THE GOVERNING BODY - Industrial Relations Management

The Governing Body is the executive council of the ILO. It is composed of 56 titular members (14 representing employers, 14 representing workers, and 28 representing governments) and 66 deputy members (19 representing employers, 19 representing workers, and 28 representing governments).

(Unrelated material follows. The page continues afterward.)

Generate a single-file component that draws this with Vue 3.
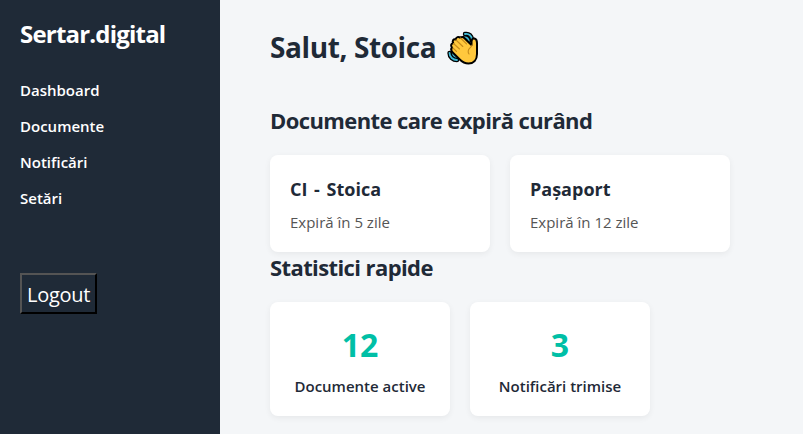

Members of the Governing Body are elected by the corresponding groups in the International Labour Conference, except that 10 of the government representatives are appointed by countries that do not participate in the election of the other government representatives since these 10 countries are entitled to permanent seats as "states of chief industrial importance." The 10 governments permanently represented on the Governing Body are Brazil, China, France, Germany, India, Italy, Japan, the Russian Federation, the United Kingdom, and the United States of America. The remaining government members, elected for three years by the 2002 conference were from Africa—Gabon, Libyan Arab Jamahiriya, Mali, Nigeria, South Africa, Sudan; from the Americas—Bahamas, Dominican Republic, Ecuador, Mexico, Uruguay; from Asia—Indonesia, Republic of Korea, Pakistan, Saudi Arabia; and from Europe—Bulgaria, Lithuania, Norway.

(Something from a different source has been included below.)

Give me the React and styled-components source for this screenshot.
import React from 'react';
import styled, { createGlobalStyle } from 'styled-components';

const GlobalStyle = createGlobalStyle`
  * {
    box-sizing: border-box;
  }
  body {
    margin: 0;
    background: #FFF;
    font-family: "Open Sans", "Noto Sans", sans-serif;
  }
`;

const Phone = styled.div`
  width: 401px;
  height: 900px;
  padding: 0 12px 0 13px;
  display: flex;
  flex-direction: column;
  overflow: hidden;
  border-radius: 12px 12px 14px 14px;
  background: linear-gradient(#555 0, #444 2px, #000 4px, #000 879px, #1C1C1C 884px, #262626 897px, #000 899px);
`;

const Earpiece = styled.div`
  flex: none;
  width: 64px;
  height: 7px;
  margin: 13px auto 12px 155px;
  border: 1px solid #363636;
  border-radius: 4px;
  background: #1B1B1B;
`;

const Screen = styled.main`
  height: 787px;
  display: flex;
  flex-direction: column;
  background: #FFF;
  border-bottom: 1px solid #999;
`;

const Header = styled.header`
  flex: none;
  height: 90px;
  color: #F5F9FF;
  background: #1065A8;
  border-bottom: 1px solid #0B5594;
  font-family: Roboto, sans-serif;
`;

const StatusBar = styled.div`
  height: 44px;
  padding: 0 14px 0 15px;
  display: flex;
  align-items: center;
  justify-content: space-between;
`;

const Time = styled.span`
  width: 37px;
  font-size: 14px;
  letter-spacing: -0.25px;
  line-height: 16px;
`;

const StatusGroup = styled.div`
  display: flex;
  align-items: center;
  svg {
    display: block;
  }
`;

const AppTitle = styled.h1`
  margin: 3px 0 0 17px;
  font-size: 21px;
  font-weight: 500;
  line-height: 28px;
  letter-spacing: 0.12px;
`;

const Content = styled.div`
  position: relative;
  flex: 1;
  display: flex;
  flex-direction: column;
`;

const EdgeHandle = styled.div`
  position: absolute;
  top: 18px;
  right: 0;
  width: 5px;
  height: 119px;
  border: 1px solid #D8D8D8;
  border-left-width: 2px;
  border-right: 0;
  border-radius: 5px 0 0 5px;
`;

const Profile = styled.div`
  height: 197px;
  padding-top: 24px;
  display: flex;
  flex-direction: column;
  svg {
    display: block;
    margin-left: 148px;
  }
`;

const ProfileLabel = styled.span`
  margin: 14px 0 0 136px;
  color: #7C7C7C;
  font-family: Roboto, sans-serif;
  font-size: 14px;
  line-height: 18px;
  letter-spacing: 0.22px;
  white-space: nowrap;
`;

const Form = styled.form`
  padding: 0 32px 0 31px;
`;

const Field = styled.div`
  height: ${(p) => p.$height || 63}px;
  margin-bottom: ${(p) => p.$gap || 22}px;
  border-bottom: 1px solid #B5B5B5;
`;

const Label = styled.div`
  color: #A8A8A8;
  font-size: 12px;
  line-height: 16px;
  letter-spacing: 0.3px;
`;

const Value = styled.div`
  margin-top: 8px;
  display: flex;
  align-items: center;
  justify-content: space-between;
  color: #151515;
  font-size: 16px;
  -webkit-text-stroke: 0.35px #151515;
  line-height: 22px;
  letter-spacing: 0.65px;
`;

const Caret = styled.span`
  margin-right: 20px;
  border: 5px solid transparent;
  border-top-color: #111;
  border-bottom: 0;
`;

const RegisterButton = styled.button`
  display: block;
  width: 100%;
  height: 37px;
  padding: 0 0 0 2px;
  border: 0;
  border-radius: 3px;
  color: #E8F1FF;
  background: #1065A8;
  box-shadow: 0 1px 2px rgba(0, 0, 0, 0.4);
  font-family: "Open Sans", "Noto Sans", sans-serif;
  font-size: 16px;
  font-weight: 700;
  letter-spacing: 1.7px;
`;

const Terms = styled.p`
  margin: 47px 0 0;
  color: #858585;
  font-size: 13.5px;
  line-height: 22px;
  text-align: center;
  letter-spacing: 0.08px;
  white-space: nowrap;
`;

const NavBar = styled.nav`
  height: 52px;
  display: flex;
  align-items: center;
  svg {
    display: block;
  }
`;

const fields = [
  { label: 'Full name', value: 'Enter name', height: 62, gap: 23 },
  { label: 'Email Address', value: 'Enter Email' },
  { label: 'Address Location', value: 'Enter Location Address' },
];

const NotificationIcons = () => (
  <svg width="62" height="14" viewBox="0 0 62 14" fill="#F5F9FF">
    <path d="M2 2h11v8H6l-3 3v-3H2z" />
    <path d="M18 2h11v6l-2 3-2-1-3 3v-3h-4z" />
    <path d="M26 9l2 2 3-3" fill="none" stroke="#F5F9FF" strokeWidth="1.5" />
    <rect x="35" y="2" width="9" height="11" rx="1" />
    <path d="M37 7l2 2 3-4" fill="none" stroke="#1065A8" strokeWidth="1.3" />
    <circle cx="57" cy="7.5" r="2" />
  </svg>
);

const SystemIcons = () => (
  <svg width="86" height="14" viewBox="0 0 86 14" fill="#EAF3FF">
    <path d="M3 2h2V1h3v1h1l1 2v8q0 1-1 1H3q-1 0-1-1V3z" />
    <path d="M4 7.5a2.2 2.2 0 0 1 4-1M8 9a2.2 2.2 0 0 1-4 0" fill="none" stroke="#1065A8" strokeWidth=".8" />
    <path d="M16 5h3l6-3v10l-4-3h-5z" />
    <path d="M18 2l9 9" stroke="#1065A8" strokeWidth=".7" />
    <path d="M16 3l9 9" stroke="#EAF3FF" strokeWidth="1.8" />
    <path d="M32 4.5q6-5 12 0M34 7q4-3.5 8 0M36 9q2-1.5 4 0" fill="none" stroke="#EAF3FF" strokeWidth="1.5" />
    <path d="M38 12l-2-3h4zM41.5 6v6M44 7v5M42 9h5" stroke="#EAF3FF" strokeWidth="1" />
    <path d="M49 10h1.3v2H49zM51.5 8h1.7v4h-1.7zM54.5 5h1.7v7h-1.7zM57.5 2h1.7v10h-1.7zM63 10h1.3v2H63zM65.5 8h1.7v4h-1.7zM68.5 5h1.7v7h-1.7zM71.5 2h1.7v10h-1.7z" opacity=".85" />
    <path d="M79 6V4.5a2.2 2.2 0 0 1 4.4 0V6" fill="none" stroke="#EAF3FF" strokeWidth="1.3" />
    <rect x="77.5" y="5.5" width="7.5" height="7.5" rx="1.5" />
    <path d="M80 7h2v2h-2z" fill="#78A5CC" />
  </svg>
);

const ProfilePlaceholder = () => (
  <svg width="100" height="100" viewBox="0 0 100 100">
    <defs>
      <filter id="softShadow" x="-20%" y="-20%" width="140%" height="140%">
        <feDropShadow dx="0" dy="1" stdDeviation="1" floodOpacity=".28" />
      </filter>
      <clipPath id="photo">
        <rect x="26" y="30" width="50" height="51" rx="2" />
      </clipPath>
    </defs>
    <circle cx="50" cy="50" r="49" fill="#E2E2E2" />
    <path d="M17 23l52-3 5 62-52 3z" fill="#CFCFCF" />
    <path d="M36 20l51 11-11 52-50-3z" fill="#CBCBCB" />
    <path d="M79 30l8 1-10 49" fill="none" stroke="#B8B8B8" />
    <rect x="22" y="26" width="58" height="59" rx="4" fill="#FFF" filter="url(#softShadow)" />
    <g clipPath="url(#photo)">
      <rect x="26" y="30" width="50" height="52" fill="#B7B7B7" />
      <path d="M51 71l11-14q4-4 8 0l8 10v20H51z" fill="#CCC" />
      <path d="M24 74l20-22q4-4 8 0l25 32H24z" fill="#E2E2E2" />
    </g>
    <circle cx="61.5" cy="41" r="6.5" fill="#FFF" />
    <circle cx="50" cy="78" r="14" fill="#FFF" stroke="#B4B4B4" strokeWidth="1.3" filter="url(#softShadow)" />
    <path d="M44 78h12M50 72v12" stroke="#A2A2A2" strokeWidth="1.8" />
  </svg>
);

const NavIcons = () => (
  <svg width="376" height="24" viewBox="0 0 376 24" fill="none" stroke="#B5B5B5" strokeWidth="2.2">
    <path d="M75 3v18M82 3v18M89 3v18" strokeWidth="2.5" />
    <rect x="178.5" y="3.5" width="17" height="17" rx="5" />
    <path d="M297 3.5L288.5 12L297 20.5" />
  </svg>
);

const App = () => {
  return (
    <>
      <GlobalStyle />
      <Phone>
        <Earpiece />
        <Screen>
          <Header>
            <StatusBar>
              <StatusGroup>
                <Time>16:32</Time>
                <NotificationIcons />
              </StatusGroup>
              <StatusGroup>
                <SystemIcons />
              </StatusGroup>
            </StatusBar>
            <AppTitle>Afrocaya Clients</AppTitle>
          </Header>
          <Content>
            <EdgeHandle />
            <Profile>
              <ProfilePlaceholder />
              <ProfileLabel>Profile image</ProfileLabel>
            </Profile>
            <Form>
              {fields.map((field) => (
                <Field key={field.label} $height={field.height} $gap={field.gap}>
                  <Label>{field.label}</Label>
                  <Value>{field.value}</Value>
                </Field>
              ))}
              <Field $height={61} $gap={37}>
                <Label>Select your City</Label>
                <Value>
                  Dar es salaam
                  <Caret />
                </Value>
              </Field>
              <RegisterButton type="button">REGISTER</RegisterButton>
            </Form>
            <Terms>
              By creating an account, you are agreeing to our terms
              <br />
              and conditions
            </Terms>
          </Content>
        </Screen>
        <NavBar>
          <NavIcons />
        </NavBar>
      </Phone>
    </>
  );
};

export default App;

The 14 employers' representatives on the governing body, elected for three years by the 2002 conference, included leading industrialists from Argentina, Australia, France, Germany, Japan, Mauritius, Mexico, Norway, Pakistan, Saudi Arabia, Senegal, Tunisia, United Kingdom, and United States.

The 14 members of the workers' group, elected in 2002 for three years, were ranking trade union officials from Algeria, Australia, Brazil, Canada, Côte d'Ivoire, Germany, Japan, Malaysia, Nigeria, Russian Federation, Sweden, United Kingdom, United States, and Venezuela.

Under amendments to the ILO constitution adopted by the International Labour Conference in 1986—to become effective when ratified or accepted by two-thirds of the members, including 5 of the 10 permanent members of the Governing Body—the members of the Governing Body will be increased to 112 (56 representing governments, 28 representing employers, and 28 representing workers) and the 10 permanent seats will be eliminated. As of 2002, this amendment had not yet entered into force.

Meeting several times a year, the Governing Body coordinates and in many ways shapes the work of the organization. It draws up the agenda for each session of the International Labour Conference; while the conference is empowered to change this agenda, it rarely does. The Governing Body appoints the Director-General of the International Labour Office. It examines the proposed budget submitted to it each year by the Director-General and approves it for adoption by the conference. The Governing Body also is responsible for convening the scores of other conference and committee meetings held under ILO auspices every year in various parts of the world and decides what action ought to be taken on their resolutions and reports.